## Requirement
Print the lines of the listing below verbatim from its first line through the line bearing "string; label: string;". Any pictures are to be omitted.

## Given material
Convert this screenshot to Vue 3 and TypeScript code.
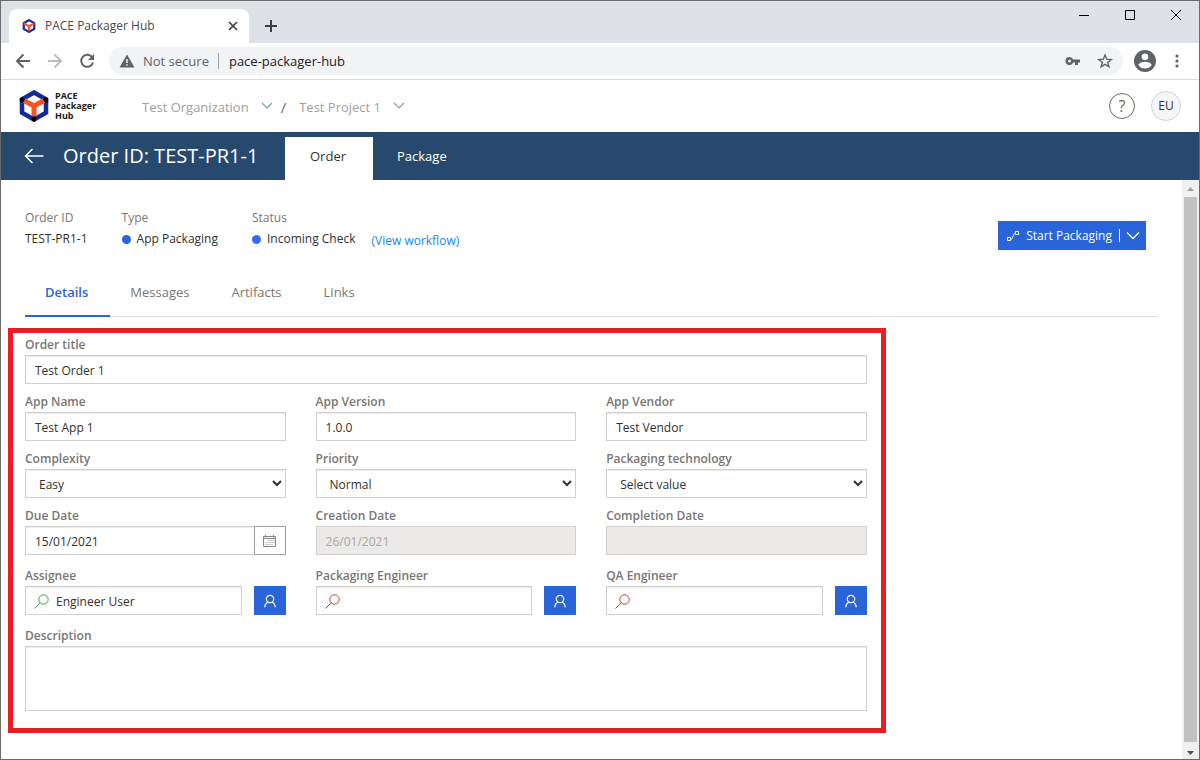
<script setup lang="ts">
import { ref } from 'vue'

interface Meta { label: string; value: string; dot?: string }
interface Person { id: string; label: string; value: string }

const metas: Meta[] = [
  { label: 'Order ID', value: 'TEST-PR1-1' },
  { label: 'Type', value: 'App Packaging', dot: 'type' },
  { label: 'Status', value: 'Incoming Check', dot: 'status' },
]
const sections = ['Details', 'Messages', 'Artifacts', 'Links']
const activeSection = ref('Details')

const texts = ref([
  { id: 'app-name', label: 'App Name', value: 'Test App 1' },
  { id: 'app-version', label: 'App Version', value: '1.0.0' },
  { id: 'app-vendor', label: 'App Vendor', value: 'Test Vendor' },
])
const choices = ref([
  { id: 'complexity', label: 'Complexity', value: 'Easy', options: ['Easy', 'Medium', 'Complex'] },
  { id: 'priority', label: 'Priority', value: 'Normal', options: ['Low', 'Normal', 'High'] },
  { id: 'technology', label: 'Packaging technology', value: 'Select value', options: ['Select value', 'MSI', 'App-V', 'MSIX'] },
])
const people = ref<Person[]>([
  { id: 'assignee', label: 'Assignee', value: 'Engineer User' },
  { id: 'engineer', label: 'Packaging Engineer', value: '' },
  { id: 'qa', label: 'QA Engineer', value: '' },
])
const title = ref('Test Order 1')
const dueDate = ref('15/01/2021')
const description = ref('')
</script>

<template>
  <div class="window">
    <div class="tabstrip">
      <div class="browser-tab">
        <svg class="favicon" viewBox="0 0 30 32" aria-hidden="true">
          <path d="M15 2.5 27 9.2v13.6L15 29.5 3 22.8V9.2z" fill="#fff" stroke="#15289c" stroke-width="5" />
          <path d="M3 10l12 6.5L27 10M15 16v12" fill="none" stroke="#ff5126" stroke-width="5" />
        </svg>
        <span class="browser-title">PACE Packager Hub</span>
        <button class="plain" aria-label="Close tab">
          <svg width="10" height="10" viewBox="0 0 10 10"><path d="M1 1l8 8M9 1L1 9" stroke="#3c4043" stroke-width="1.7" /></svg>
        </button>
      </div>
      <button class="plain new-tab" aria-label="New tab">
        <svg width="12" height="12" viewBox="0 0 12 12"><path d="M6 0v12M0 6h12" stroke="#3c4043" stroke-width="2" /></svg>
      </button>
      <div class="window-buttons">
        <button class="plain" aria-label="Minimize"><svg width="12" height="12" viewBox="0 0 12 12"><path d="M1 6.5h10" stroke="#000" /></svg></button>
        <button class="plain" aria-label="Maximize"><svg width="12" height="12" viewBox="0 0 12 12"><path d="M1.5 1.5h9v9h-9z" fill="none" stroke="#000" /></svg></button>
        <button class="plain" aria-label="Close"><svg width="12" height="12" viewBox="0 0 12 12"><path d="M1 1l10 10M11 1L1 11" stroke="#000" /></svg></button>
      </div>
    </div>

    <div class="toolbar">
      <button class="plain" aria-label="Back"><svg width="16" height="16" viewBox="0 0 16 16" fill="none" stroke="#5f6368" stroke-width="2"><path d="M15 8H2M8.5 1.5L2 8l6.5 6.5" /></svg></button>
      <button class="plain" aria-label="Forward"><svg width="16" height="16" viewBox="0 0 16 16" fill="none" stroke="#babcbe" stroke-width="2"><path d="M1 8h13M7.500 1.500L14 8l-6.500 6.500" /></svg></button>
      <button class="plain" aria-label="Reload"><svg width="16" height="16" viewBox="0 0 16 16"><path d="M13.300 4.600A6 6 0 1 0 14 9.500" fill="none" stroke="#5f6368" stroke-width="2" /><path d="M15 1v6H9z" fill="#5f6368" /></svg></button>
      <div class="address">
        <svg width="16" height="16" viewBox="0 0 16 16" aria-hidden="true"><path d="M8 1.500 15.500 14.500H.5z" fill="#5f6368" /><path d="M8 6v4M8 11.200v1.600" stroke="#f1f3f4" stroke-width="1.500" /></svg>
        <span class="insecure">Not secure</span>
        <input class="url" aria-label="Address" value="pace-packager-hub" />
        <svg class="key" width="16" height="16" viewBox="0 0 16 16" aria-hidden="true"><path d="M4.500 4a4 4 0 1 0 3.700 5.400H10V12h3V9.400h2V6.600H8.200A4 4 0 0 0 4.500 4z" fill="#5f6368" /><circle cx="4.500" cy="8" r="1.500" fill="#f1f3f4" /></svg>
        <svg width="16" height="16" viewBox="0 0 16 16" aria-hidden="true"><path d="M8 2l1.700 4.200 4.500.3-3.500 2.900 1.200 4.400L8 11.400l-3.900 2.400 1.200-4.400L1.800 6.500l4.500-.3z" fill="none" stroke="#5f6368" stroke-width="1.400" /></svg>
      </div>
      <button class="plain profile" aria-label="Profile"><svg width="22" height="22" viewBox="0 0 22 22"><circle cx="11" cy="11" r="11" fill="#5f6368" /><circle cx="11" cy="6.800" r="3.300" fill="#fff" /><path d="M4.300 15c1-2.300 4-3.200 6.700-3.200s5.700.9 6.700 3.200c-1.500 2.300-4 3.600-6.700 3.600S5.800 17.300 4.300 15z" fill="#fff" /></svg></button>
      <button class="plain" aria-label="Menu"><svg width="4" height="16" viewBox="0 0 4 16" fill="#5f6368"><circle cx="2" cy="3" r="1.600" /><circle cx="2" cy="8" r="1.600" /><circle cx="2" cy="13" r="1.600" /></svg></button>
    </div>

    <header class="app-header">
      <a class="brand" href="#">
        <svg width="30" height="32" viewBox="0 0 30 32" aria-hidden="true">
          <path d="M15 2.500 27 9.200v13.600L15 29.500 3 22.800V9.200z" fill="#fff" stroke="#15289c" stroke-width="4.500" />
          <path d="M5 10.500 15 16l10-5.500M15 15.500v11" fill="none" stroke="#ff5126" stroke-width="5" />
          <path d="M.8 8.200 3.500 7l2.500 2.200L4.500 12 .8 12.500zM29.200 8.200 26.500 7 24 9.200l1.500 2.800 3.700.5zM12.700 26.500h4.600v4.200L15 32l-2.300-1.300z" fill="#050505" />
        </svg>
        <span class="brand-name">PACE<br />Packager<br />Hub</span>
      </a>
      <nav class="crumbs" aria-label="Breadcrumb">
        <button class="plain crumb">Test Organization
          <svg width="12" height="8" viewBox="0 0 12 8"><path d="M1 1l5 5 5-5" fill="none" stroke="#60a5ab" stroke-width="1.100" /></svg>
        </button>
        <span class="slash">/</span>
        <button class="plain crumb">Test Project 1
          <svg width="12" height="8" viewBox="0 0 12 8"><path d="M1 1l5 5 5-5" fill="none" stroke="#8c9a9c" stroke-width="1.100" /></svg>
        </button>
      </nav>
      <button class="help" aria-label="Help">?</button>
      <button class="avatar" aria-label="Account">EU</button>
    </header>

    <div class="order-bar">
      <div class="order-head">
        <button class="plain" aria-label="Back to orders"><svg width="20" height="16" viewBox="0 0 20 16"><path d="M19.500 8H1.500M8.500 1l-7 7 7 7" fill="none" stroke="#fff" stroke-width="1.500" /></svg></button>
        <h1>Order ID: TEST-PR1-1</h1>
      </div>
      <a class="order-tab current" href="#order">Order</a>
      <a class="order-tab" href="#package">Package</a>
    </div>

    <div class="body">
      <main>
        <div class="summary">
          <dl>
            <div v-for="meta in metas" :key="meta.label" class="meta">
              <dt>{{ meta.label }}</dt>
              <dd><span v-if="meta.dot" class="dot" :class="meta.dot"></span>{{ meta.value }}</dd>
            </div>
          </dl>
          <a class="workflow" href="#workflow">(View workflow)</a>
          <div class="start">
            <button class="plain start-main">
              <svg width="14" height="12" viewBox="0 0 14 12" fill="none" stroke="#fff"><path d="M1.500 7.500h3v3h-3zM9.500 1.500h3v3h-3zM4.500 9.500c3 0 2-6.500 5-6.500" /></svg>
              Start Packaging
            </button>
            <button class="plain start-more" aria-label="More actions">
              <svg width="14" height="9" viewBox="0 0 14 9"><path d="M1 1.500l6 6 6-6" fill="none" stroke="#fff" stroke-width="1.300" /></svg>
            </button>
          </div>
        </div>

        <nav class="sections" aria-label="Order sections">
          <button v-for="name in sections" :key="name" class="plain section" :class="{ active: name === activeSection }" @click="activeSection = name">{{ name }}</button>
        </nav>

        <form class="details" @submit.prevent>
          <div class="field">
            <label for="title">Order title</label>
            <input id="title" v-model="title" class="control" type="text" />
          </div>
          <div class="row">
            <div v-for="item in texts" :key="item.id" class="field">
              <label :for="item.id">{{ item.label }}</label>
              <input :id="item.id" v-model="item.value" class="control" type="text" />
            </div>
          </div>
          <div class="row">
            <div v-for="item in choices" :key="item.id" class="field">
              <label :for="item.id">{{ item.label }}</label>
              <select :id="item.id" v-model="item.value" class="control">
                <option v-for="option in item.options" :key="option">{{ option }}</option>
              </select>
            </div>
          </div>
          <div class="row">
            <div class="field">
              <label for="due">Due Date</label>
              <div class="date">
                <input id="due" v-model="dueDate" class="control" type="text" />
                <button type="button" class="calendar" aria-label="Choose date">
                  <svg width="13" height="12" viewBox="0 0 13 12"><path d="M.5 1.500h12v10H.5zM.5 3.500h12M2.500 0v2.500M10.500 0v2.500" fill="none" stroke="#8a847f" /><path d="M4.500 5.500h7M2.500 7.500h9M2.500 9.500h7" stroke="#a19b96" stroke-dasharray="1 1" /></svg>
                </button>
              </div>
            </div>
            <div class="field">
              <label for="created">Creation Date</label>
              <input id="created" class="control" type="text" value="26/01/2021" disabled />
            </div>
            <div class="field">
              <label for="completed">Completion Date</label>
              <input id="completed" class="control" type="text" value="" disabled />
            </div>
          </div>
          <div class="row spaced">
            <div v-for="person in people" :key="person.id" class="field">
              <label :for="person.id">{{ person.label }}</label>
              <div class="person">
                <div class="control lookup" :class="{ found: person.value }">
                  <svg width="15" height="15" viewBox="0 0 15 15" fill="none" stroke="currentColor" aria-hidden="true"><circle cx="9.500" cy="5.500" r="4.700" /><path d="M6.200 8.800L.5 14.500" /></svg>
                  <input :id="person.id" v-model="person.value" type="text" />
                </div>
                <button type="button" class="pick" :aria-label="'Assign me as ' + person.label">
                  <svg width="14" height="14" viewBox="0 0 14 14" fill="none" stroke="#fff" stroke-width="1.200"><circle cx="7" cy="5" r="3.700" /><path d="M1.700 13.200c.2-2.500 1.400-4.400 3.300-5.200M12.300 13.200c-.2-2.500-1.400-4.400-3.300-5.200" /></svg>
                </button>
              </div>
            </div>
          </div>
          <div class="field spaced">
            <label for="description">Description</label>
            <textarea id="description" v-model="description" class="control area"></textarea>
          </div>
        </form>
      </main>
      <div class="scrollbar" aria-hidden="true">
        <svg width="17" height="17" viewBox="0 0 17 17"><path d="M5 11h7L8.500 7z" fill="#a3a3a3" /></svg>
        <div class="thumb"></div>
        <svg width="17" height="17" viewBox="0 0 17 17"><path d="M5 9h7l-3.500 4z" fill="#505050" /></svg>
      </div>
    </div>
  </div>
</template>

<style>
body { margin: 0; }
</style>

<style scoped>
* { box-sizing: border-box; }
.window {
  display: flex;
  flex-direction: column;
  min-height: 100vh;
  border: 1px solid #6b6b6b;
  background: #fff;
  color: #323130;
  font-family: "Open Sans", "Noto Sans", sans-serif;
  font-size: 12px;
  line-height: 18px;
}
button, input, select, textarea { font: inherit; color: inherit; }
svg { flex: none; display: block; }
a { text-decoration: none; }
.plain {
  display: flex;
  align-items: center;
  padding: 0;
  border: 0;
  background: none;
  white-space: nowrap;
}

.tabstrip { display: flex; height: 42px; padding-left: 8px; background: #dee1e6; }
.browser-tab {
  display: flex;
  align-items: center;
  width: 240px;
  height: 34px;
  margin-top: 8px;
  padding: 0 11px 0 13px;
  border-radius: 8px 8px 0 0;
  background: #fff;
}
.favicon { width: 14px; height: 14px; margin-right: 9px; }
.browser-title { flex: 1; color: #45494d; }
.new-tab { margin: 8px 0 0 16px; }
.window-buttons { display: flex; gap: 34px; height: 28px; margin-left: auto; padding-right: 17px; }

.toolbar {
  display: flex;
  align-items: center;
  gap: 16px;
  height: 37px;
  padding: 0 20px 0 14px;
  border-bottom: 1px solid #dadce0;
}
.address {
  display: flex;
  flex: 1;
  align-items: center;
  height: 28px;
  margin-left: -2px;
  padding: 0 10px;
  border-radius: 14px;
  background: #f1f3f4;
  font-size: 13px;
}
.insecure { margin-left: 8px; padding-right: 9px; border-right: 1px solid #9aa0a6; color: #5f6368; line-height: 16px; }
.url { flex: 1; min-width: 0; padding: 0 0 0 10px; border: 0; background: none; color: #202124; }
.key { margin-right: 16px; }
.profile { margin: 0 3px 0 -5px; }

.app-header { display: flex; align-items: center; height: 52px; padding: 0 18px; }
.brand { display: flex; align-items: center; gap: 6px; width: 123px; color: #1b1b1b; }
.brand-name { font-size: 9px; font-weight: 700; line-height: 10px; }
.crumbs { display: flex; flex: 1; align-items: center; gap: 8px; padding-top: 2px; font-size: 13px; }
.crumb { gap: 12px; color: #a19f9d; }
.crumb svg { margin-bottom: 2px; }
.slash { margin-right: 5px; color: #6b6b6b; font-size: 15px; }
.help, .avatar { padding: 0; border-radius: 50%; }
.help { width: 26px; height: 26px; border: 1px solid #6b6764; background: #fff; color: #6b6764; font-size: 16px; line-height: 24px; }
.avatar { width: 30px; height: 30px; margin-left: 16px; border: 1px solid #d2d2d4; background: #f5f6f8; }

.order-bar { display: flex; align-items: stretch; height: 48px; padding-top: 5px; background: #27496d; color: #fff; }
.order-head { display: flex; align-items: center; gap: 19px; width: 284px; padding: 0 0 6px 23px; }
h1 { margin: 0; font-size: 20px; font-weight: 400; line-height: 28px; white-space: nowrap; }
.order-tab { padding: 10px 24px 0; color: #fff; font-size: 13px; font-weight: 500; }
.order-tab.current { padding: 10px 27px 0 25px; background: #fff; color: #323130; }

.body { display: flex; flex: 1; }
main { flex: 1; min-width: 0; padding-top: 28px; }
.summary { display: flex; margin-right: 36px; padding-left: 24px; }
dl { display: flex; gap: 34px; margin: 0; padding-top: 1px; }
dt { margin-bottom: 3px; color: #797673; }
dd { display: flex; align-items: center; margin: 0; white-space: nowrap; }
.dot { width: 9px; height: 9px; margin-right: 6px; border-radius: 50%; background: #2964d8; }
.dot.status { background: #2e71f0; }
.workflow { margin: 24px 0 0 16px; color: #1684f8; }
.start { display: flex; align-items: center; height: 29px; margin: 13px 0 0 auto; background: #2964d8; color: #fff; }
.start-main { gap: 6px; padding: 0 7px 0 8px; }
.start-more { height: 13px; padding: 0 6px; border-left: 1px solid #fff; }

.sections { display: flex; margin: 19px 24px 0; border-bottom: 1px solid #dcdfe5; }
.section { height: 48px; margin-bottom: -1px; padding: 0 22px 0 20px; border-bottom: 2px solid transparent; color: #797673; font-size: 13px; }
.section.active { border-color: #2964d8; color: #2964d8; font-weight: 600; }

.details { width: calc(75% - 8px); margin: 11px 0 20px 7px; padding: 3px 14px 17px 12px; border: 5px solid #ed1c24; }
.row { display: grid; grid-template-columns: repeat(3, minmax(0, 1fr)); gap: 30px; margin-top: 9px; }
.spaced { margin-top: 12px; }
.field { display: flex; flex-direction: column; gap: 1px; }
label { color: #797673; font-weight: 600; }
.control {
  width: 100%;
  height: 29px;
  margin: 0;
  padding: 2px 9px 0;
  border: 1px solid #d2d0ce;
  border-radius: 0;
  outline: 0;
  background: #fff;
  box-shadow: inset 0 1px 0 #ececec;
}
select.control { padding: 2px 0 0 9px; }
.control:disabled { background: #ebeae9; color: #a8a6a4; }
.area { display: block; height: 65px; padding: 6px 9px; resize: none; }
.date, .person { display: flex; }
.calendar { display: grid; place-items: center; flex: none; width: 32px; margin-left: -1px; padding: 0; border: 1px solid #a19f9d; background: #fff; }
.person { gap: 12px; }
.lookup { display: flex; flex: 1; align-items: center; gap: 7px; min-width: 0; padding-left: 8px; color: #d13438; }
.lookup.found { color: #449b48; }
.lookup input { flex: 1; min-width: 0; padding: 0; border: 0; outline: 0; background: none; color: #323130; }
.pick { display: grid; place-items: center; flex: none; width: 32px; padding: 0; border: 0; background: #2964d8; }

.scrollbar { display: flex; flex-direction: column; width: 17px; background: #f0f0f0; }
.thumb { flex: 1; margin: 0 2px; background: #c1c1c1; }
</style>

## Result below
Convert this screenshot to Vue 3 and TypeScript code.
<script setup lang="ts">
import { ref } from 'vue'

interface Meta { label: string; value: string; dot?: string }
interface Person { id: string; label: string; value: string }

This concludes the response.